That is an excellent question! It’s always exciting when your organization comes to consensus about where you’re headed and the strategies to get you there. Once you get to the point of determining the objectives you expect from each strategy, the obvious next step is to determine the initiatives and projects that will help accomplish those objectives. Sounds easy, but it can actually be quite overwhelming. Here’show to proceed:
- Select the right team of stakeholders to identify candidate projects that could reasonably be expected to accomplish the organization’s objectives.
- Establish assessment criteria to narrow the options
- Is it consistent with and supported by the strategic plan? If not, it is not a reasonable project idea.
- Does the project cross department/functional lines? Cross functional projects are preferred.
- Does the project contribute to more than one objective? Helps make the most of limited resources.
- Does the organization have the necessary skills, competencies, resources, and time to do this correctly? Pick the low hanging fruit every time.
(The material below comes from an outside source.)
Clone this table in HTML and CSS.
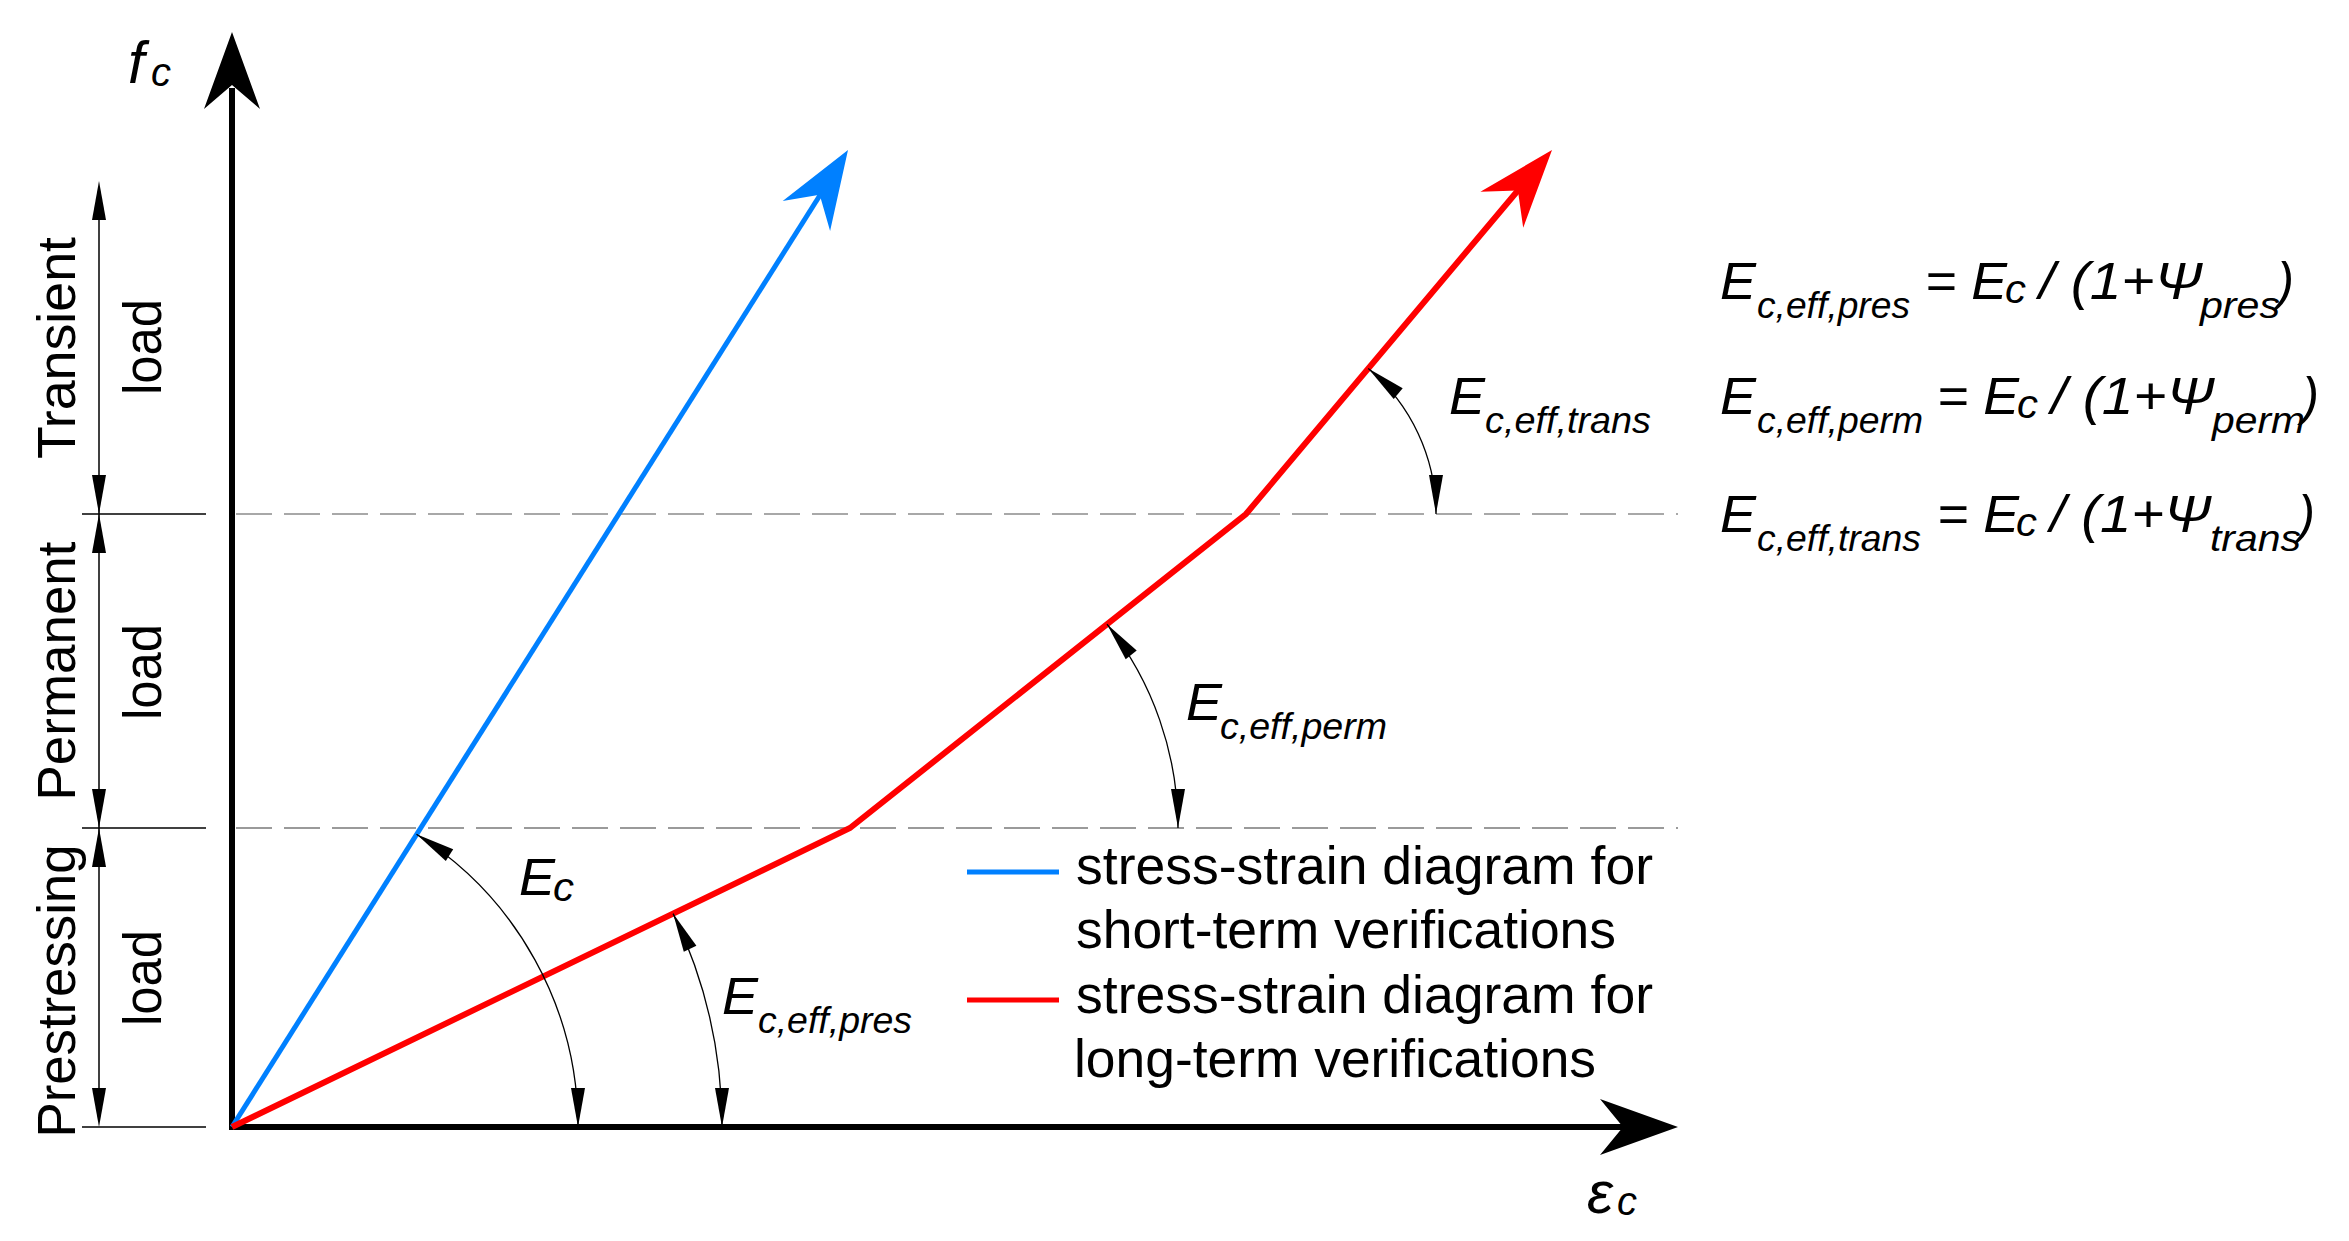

- Further refine your project options by picking those that meet a critical need. You may have two great business development project ideas, but if you know you have infrastructure deficiencies, perhaps one of your first projects should address infrastructure needs.
- Perform a high level feasibility analysis where appropriate.
- Once you decide on the best option(s), be sure the right person leads the effort and that sufficient resources are committed to the project (time, human, and financial).
Developing a really solid strategic plan can make everyone feel really good about the organization’s ability to accomplish its mission and realize its vision. But the real work is in the details of implementation. By being systematic and calculated about choosing the right initiatives and projects, you dramatically increase the odds of a successful implementation and maintaining ongoing enthusiasm for your strategic plan.